The exhibition, called "ZOG -- Surrend," opened last Friday and was scheduled to run until the end of March. Conceived by the controversial Danish satirical art group, it included a picture of the black, cube-shaped Kaaba in the Muslim holy city of Mecca. Above the image, a headline read "Dumb Stone." Gallery manager Ralf Hartmann decided on Tuesday to shut down the show after six men believed to have been Muslims turned up demanding that the image be removed.

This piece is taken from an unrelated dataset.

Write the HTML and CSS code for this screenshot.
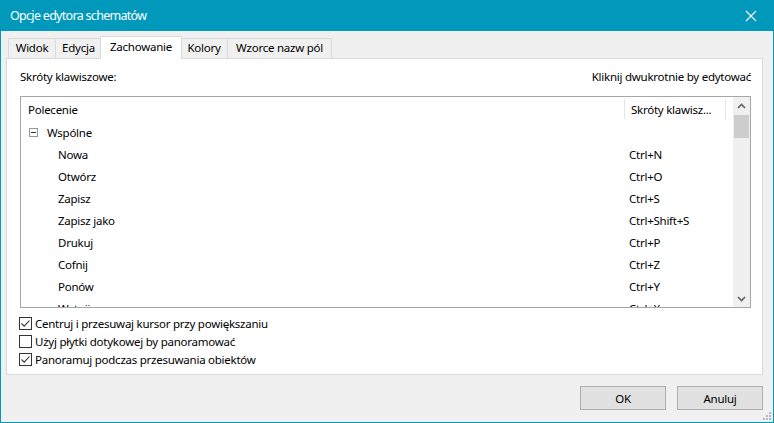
FILE: index.html
```html
<!DOCTYPE html>
<html lang="pl">
<head>
<meta charset="utf-8">
<title>Opcje edytora schematów</title>
<link rel="stylesheet" href="styles.css">
</head>
<body>
<div class="window">
  <div class="titlebar">
    <span class="title">Opcje edytora schematów</span>
    <svg class="close" width="12" height="12" viewBox="0 0 12 12"><path d="M1 1 L11 11 M11 1 L1 11" stroke="#fff" stroke-width="1.2" fill="none"/></svg>
  </div>
  <div class="client">
    <div class="tabs">
      <div class="tab t-widok">Widok</div>
      <div class="tab t-edycja">Edycja</div>
      <div class="tab tab-active t-zach">Zachowanie</div>
      <div class="tab t-kolory">Kolory</div>
      <div class="tab t-wzorce">Wzorce nazw pól</div>
    </div>
    <div class="panel">
      <div class="label-row">
        <span>Skróty klawiszowe:</span>
        <span>Kliknij dwukrotnie by edytować</span>
      </div>
      <div class="list">
        <div class="list-content">
          <div class="header">
            <div class="col1 hcell">Polecenie</div>
            <div class="col2 hcell">Skróty klawisz...</div>
            <div class="col3"></div>
          </div>
          <div class="row group">
            <div class="col1"><span class="expander"></span>Wspólne</div>
            <div class="col2"></div>
          </div>
          <div class="row"><div class="col1 child">Nowa</div><div class="col2 sc">Ctrl+N</div></div>
          <div class="row"><div class="col1 child">Otwórz</div><div class="col2 sc">Ctrl+O</div></div>
          <div class="row"><div class="col1 child">Zapisz</div><div class="col2 sc">Ctrl+S</div></div>
          <div class="row"><div class="col1 child">Zapisz jako</div><div class="col2 sc">Ctrl+Shift+S</div></div>
          <div class="row"><div class="col1 child">Drukuj</div><div class="col2 sc">Ctrl+P</div></div>
          <div class="row"><div class="col1 child">Cofnij</div><div class="col2 sc">Ctrl+Z</div></div>
          <div class="row"><div class="col1 child">Ponów</div><div class="col2 sc">Ctrl+Y</div></div>
          <div class="row"><div class="col1 child">Wytnij</div><div class="col2 sc">Ctrl+X</div></div>
        </div>
        <div class="scrollbar">
          <div class="sb-btn">
            <svg width="9" height="6" viewBox="0 0 9 6"><path d="M1 5 L4.5 1.5 L8 5" stroke="#606060" stroke-width="1.6" fill="none"/></svg>
          </div>
          <div class="sb-track"><div class="sb-thumb"></div></div>
          <div class="sb-btn">
            <svg width="9" height="6" viewBox="0 0 9 6"><path d="M1 1 L4.5 4.5 L8 1" stroke="#606060" stroke-width="1.6" fill="none"/></svg>
          </div>
        </div>
      </div>
      <div class="checks">
        <label class="check"><span class="box checked"><svg width="11" height="11" viewBox="0 0 11 11"><path d="M1.5 5.5 L4.2 8.2 L9.5 2.5" stroke="#333" stroke-width="1.1" fill="none"/></svg></span>Centruj i przesuwaj kursor przy powiększaniu</label>
        <label class="check"><span class="box"></span>Użyj płytki dotykowej by panoramować</label>
        <label class="check"><span class="box checked"><svg width="11" height="11" viewBox="0 0 11 11"><path d="M1.5 5.5 L4.2 8.2 L9.5 2.5" stroke="#333" stroke-width="1.1" fill="none"/></svg></span>Panoramuj podczas przesuwania obiektów</label>
      </div>
    </div>
    <div class="buttons">
      <div class="btn">OK</div>
      <div class="btn">Anuluj</div>
    </div>
    <svg class="grip" width="8" height="8" viewBox="0 0 8 8">
      <rect x="6" y="0" width="2" height="2" fill="#b8b8b8"/>
      <rect x="3" y="3" width="2" height="2" fill="#b8b8b8"/>
      <rect x="6" y="3" width="2" height="2" fill="#b8b8b8"/>
      <rect x="0" y="6" width="2" height="2" fill="#b8b8b8"/>
      <rect x="3" y="6" width="2" height="2" fill="#b8b8b8"/>
      <rect x="6" y="6" width="2" height="2" fill="#b8b8b8"/>
    </svg>
  </div>
</div>
</body>
</html>
```
FILE: styles.css
```css
* { box-sizing: border-box; }
html, body {
  margin: 0;
  padding: 0;
}
body {
  width: 774px;
  height: 423px;
  overflow: hidden;
  font-family: "Noto Sans", "Liberation Sans", sans-serif;
  font-size: 11.5px;
  letter-spacing: -0.25px;
  color: #000;
  background: #0099bc;
}
.window {
  width: 774px;
  height: 423px;
  display: flex;
  flex-direction: column;
  border: 1px solid #0099bc;
  border-top: none;
}
.titlebar {
  height: 31px;
  flex: none;
  background: #0099bc;
  color: #fff;
  display: flex;
  align-items: center;
  justify-content: space-between;
  padding: 0 16px 0 9px;
}
.title {
  font-size: 12.5px;
  letter-spacing: -0.7px;
  line-height: 31px;
}
.close { display: block; }
.client {
  flex: 1;
  background: #f0f0f0;
  position: relative;
  display: flex;
  flex-direction: column;
  padding: 5px 10px 0 5px;
}
.tabs {
  display: flex;
  align-items: flex-end;
  height: 22px;
  padding-left: 2px;
  position: relative;
  z-index: 1;
}
.tab {
  height: 20px;
  line-height: 18px;
  border: 1px solid #d9d9d9;
  border-bottom: none;
  background: #f0f0f0;
  text-align: center;
  margin-right: -1px;
  white-space: nowrap;
}
.t-widok { width: 48px; }
.t-edycja { width: 47px; }
.t-zach { width: 81px; }
.t-kolory { width: 48px; }
.t-wzorce { width: 105px; }
.tab-active {
  height: 23px;
  line-height: 20px;
  background: #fff;
  margin-bottom: -1px;
  margin-left: -1px;
  margin-right: -2px;
  width: 82px;
  position: relative;
  z-index: 2;
}
.panel {
  height: 317px;
  flex: none;
  background: #fff;
  border: 1px solid #d9d9d9;
  padding: 0 11px 0 13px;
  display: flex;
  flex-direction: column;
}
.label-row {
  display: flex;
  justify-content: space-between;
  height: 17px;
  line-height: 17px;
  margin-top: 9px;
}
.list {
  margin-top: 11px;
  height: 212px;
  border: 1px solid #a6a6a6;
  display: flex;
  overflow: hidden;
}
.list-content {
  flex: 1;
  overflow: hidden;
}
.header {
  display: flex;
  height: 24px;
  align-items: stretch;
}
.col1 { width: 604px; flex: none; display: flex; align-items: center; }
.col2 { width: 101px; flex: none; display: flex; align-items: center; white-space: nowrap; }
.col3 { flex: 1; }
.hcell {
  padding-left: 7px;
  border-right: 1px solid #e5e5e5;
  margin: 2px 0;
}
.header .col2 { padding-left: 6px; }
.row {
  display: flex;
  height: 22px;
}
.group .col1 { padding-left: 8px; }
.expander {
  width: 9px;
  height: 9px;
  border: 1px solid #969696;
  position: relative;
  margin-right: 9px;
  flex: none;
}
.expander::after {
  content: "";
  position: absolute;
  left: 1px;
  top: 3px;
  width: 5px;
  height: 1px;
  background: #333;
}
.child { padding-left: 37px; }
.sc { padding-left: 4px; }
.scrollbar {
  width: 17px;
  flex: none;
  background: #f0f0f0;
  display: flex;
  flex-direction: column;
}
.sb-btn {
  height: 17px;
  display: flex;
  align-items: center;
  justify-content: center;
}
.sb-track {
  flex: 1;
  padding: 1px;
}
.sb-thumb {
  height: 23px;
  background: #cdcdcd;
}
.checks {
  margin-top: 7px;
  display: flex;
  flex-direction: column;
  gap: 1px;
}
.check {
  display: flex;
  align-items: center;
  height: 17px;
  white-space: nowrap;
}
.box {
  width: 13px;
  height: 13px;
  border: 1px solid #333;
  background: #fff;
  margin-right: 3px;
  display: flex;
  align-items: center;
  justify-content: center;
  flex: none;
  margin-left: -1px;
}
.box svg { display: block; }
.buttons {
  display: flex;
  justify-content: flex-end;
  gap: 11px;
  margin-top: 11px;
}
.btn {
  width: 86px;
  height: 24px;
  background: #e1e1e1;
  border: 1px solid #adadad;
  display: flex;
  align-items: center;
  justify-content: center;
}
.grip {
  position: absolute;
  right: 2px;
  bottom: 2px;
}
```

The men reportedly threatened the staff with violence should they not comply.


(Emphasis added-DD)


Fortunately, it appears that the exhibit will proceed once additional security has been obtained:

The gallery is now in negotiations with the Berlin authorities in a bid to get 24-hour police protection, so that the exhibition can be re-opened, hopefully by Tuesday of next week. Egesborg said it was vital the exhibition continue. "If the radical Muslims are successful, then it means a mob can curate an exhibition in a museum," he said. "It would be dangerous for art in Europe, as it would give a good example of what threats can achieve."

(Emphasis added-DD)


In a free society, people have every right to criticize and even condemn expression they disagree with. What they are not allowed to do is threaten violence in order to silence viewpoints that offend them. Such a tactic strikes at the very heart of free expression, which is precisely why Islamists engage in it.